Common techniques for beam combining include lens systems, fiber optics, and diffractive optics, each contributing to improved beam quality and efficiency.
The successful implementation of beam combining methods can lead to advancements in terahertz imaging applications, such as higher resolution and faster data acquisition rates.
Review Questions
How do coherent and incoherent beam combining methods differ in their application and effectiveness?
Coherent beam combining relies on maintaining a consistent phase relationship between individual beams, which allows for constructive interference and significantly enhances output power. This method is particularly effective for applications requiring high intensity and precision. In contrast, incoherent beam combining does not require phase alignment, providing more flexibility in design but typically resulting in lower output power. The choice between these methods depends on the specific requirements of the application being pursued.
Discuss the role of phase matching in improving the efficiency of beam combining methods.

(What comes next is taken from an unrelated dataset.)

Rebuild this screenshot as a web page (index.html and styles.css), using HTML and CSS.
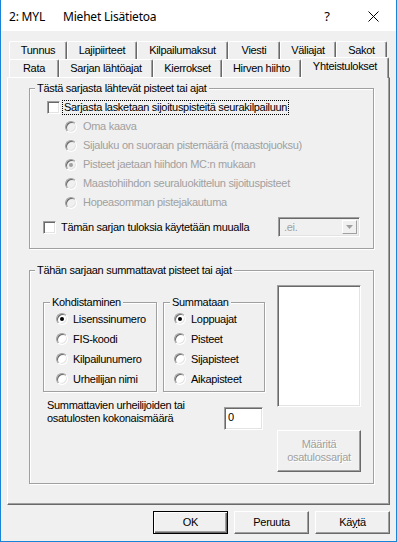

Phase matching is critical in beam combining as it ensures that interacting waves maintain a consistent phase relationship throughout their propagation. When beams are phase-matched, energy transfer between them is optimized, leading to enhanced intensity and coherence in the combined output. This technique is particularly important for coherent beam combining methods, where precise control over wave interactions is necessary to achieve maximum efficiency. Without effective phase matching, the benefits of coherent combination may be significantly diminished.
Evaluate the impact of spatial coherence on the effectiveness of different beam combining methods in terahertz applications.
Spatial coherence plays a vital role in determining how effectively different beam combining methods can function in terahertz applications. High spatial coherence ensures that phases across the beam's cross-section are well-correlated, which is essential for coherent beam combining techniques that rely on constructive interference. In scenarios where spatial coherence is low, incoherent beam combining may be favored as it can accommodate random phase variations among beams. Understanding these dynamics allows engineers to optimize designs for specific applications, influencing performance in imaging or sensing tasks.
Related terms
Interference: The phenomenon that occurs when two or more overlapping waves combine to form a new wave pattern, which can enhance or diminish the resulting intensity.
Phase Matching: A technique used in nonlinear optics to ensure that interacting waves maintain a consistent phase relationship, which is essential for efficient energy transfer during beam combining.
Spatial Coherence: A property of a beam that describes the correlation between the phases of waves at different points across the beam's cross-section, affecting the quality of beam combining.